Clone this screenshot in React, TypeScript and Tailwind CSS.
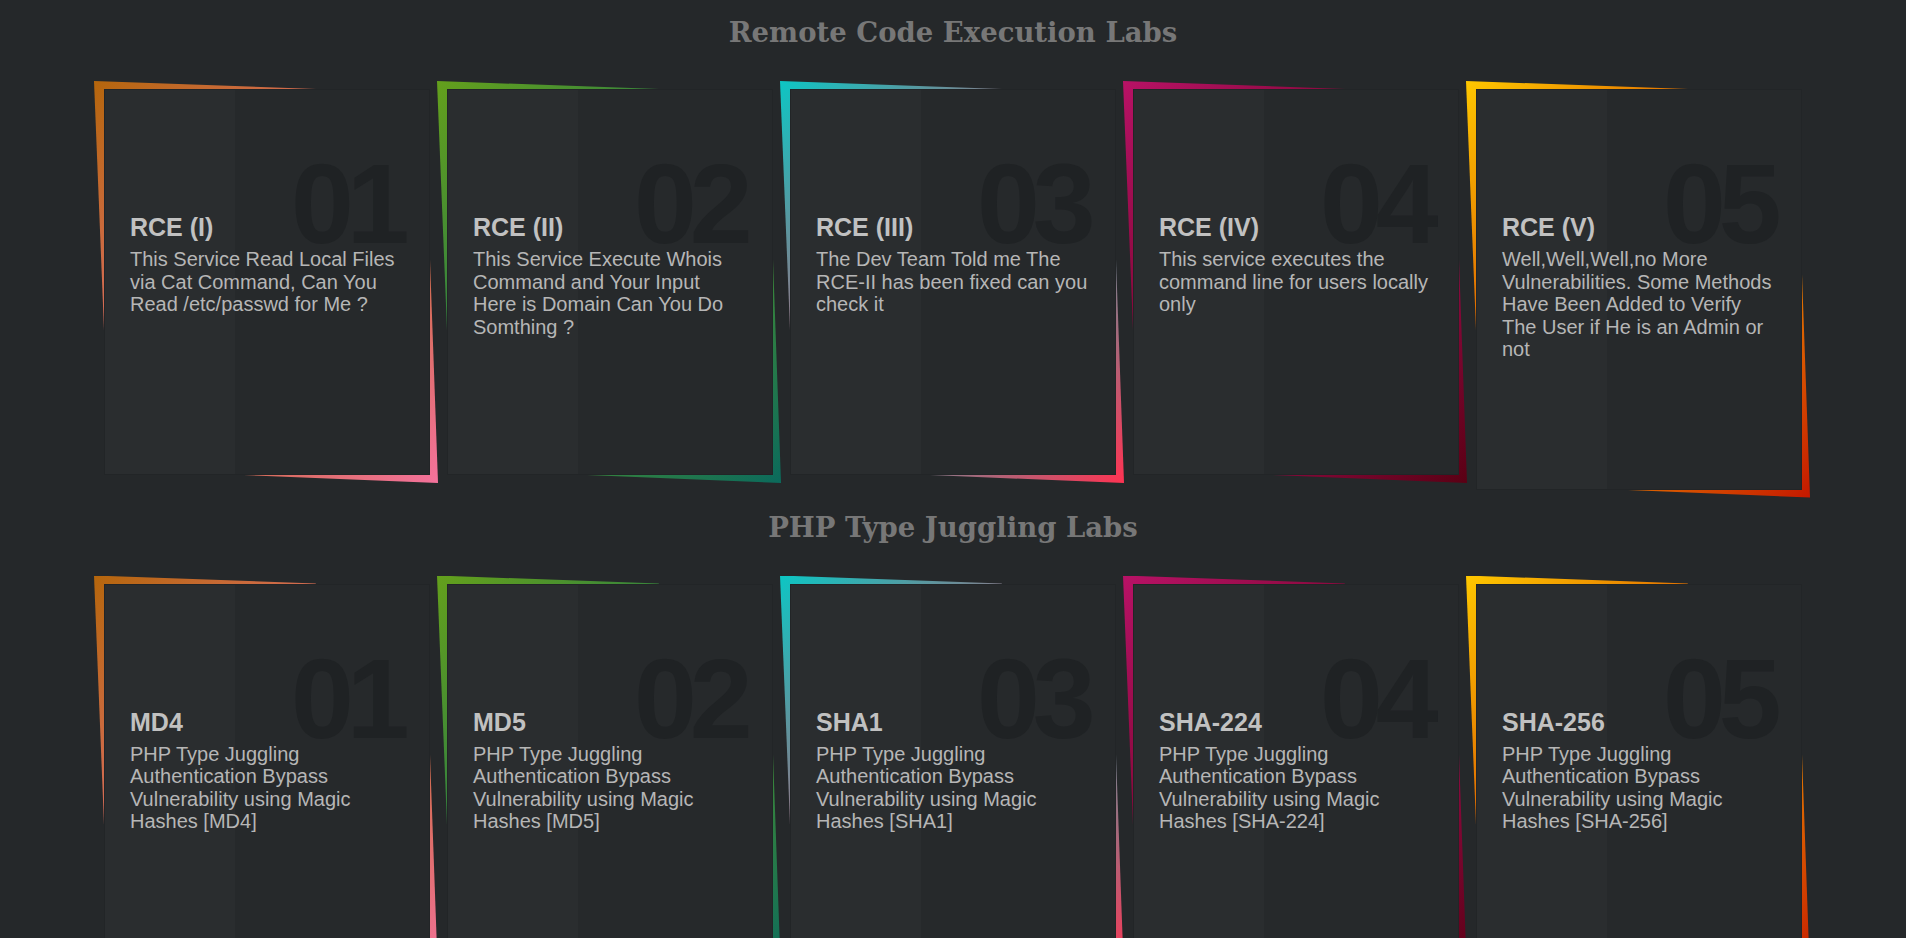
import React from "react";

type Card = { title: string; desc: string };

const themes = [
  "bg-[linear-gradient(135deg,#b5660c_0%,#f4729c_100%)]",
  "bg-[linear-gradient(135deg,#64a01c_0%,#0b6a5c_100%)]",
  "bg-[linear-gradient(135deg,#0cc6c4_0%,#ff3352_100%)]",
  "bg-[linear-gradient(135deg,#b81266_0%,#5a0014_100%)]",
  "bg-[linear-gradient(135deg,#ffc800_0%,#c41800_100%)]",
];

const rce: Card[] = [
  {
    title: "RCE (I)",
    desc: "This Service Read Local Files via Cat Command, Can You Read /etc/passwd for Me ?",
  },
  {
    title: "RCE (II)",
    desc: "This Service Execute Whois Command and Your Input Here is Domain Can You Do Somthing ?",
  },
  {
    title: "RCE (III)",
    desc: "The Dev Team Told me The RCE-II has been fixed can you check it",
  },
  {
    title: "RCE (IV)",
    desc: "This service executes the command line for users locally only",
  },
  {
    title: "RCE (V)",
    desc: "Well,Well,Well,no More Vulnerabilities. Some Methods Have Been Added to Verify The User if He is an Admin or not",
  },
];

const php: Card[] = ["MD4", "MD5", "SHA1", "SHA-224", "SHA-256"].map((h) => ({
  title: h,
  desc: `PHP Type Juggling Authentication Bypass Vulnerability using Magic Hashes [${h}]`,
}));

function LabCard({ card, index }: { card: Card; index: number }) {
  const g = themes[index];
  return (
    <div className="relative w-[326px] shrink-0">
      <div
        className={`absolute left-[-10px] top-[-8px] w-[222px] h-[249px] [clip-path:polygon(0_0,100%_8px,10px_100%)] ${g}`}
      />
      <div
        className={`absolute right-[-8px] bottom-[-8px] w-[194px] h-[223px] [clip-path:polygon(186px_0,100%_100%,0_215px)] ${g}`}
      />
      <div className="relative min-h-[386px] bg-[#26292b] border border-[#222527] overflow-hidden">
        <div className="absolute inset-y-0 left-0 w-[40%] bg-[#2a2d2f]" />
        <div className="absolute left-[186px] top-[58px] text-[113px] leading-none tracking-[-7px] font-bold text-[#1f2224] font-['Liberation_Sans',Arial,sans-serif] whitespace-nowrap">
          {String(index + 1).padStart(2, "0")}
        </div>
        <div className="relative pt-[122px] pl-[25px] pr-[24px] pb-[128px] font-['Liberation_Sans',Arial,sans-serif]">
          <h3 className="text-[25px] leading-[30px] font-bold text-[#c1c1c1]">{card.title}</h3>
          <p className="mt-[6px] text-[20px] leading-[22.5px] text-[#b6b6b6]">{card.desc}</p>
        </div>
      </div>
    </div>
  );
}

function Section({ heading, cards }: { heading: string; cards: Card[] }) {
  return (
    <section>
      <h2 className="pt-[16px] text-center font-['DejaVu_Serif',serif] font-bold text-[27.5px] leading-[33px] text-[#777777]">
        {heading}
      </h2>
      <div className="mt-[40px] flex justify-center items-start gap-[17px]">
        {cards.map((c, i) => (
          <LabCard key={c.title} card={c} index={i} />
        ))}
      </div>
    </section>
  );
}

export default function App() {
  return (
    <div className="min-h-screen bg-[#25282a] pb-[40px]">
      <Section heading="Remote Code Execution Labs" cards={rce} />
      <div className="mt-[5px]">
        <Section heading="PHP Type Juggling Labs" cards={php} />
      </div>
    </div>
  );
}
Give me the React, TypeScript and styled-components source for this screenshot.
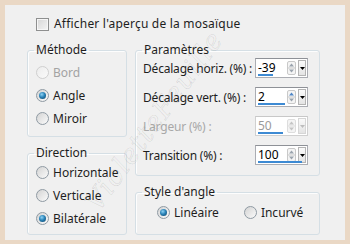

▶ **THE PROBLEM**: Quote the data above in full and without alteration; skip the pictures.

▶ **EXERCISE RESULT**:
Clone this screenshot in React, TypeScript and Tailwind CSS.
import React from "react";

type Card = { title: string; desc: string };

const themes = [
  "bg-[linear-gradient(135deg,#b5660c_0%,#f4729c_100%)]",
  "bg-[linear-gradient(135deg,#64a01c_0%,#0b6a5c_100%)]",
  "bg-[linear-gradient(135deg,#0cc6c4_0%,#ff3352_100%)]",
  "bg-[linear-gradient(135deg,#b81266_0%,#5a0014_100%)]",
  "bg-[linear-gradient(135deg,#ffc800_0%,#c41800_100%)]",
];

const rce: Card[] = [
  {
    title: "RCE (I)",
    desc: "This Service Read Local Files via Cat Command, Can You Read /etc/passwd for Me ?",
  },
  {
    title: "RCE (II)",
    desc: "This Service Execute Whois Command and Your Input Here is Domain Can You Do Somthing ?",
  },
  {
    title: "RCE (III)",
    desc: "The Dev Team Told me The RCE-II has been fixed can you check it",
  },
  {
    title: "RCE (IV)",
    desc: "This service executes the command line for users locally only",
  },
  {
    title: "RCE (V)",
    desc: "Well,Well,Well,no More Vulnerabilities. Some Methods Have Been Added to Verify The User if He is an Admin or not",
  },
];

const php: Card[] = ["MD4", "MD5", "SHA1", "SHA-224", "SHA-256"].map((h) => ({
  title: h,
  desc: `PHP Type Juggling Authentication Bypass Vulnerability using Magic Hashes [${h}]`,
}));

function LabCard({ card, index }: { card: Card; index: number }) {
  const g = themes[index];
  return (
    <div className="relative w-[326px] shrink-0">
      <div
        className={`absolute left-[-10px] top-[-8px] w-[222px] h-[249px] [clip-path:polygon(0_0,100%_8px,10px_100%)] ${g}`}
      />
      <div
        className={`absolute right-[-8px] bottom-[-8px] w-[194px] h-[223px] [clip-path:polygon(186px_0,100%_100%,0_215px)] ${g}`}
      />
      <div className="relative min-h-[386px] bg-[#26292b] border border-[#222527] overflow-hidden">
        <div className="absolute inset-y-0 left-0 w-[40%] bg-[#2a2d2f]" />
        <div className="absolute left-[186px] top-[58px] text-[113px] leading-none tracking-[-7px] font-bold text-[#1f2224] font-['Liberation_Sans',Arial,sans-serif] whitespace-nowrap">
          {String(index + 1).padStart(2, "0")}
        </div>
        <div className="relative pt-[122px] pl-[25px] pr-[24px] pb-[128px] font-['Liberation_Sans',Arial,sans-serif]">
          <h3 className="text-[25px] leading-[30px] font-bold text-[#c1c1c1]">{card.title}</h3>
          <p className="mt-[6px] text-[20px] leading-[22.5px] text-[#b6b6b6]">{card.desc}</p>
        </div>
      </div>
    </div>
  );
}

function Section({ heading, cards }: { heading: string; cards: Card[] }) {
  return (
    <section>
      <h2 className="pt-[16px] text-center font-['DejaVu_Serif',serif] font-bold text-[27.5px] leading-[33px] text-[#777777]">
        {heading}
      </h2>
      <div className="mt-[40px] flex justify-center items-start gap-[17px]">
        {cards.map((c, i) => (
          <LabCard key={c.title} card={c} index={i} />
        ))}
      </div>
    </section>
  );
}

export default function App() {
  return (
    <div className="min-h-screen bg-[#25282a] pb-[40px]">
      <Section heading="Remote Code Execution Labs" cards={rce} />
      <div className="mt-[5px]">
        <Section heading="PHP Type Juggling Labs" cards={php} />
      </div>
    </div>
  );
}
Give me the React, TypeScript and styled-components source for this screenshot.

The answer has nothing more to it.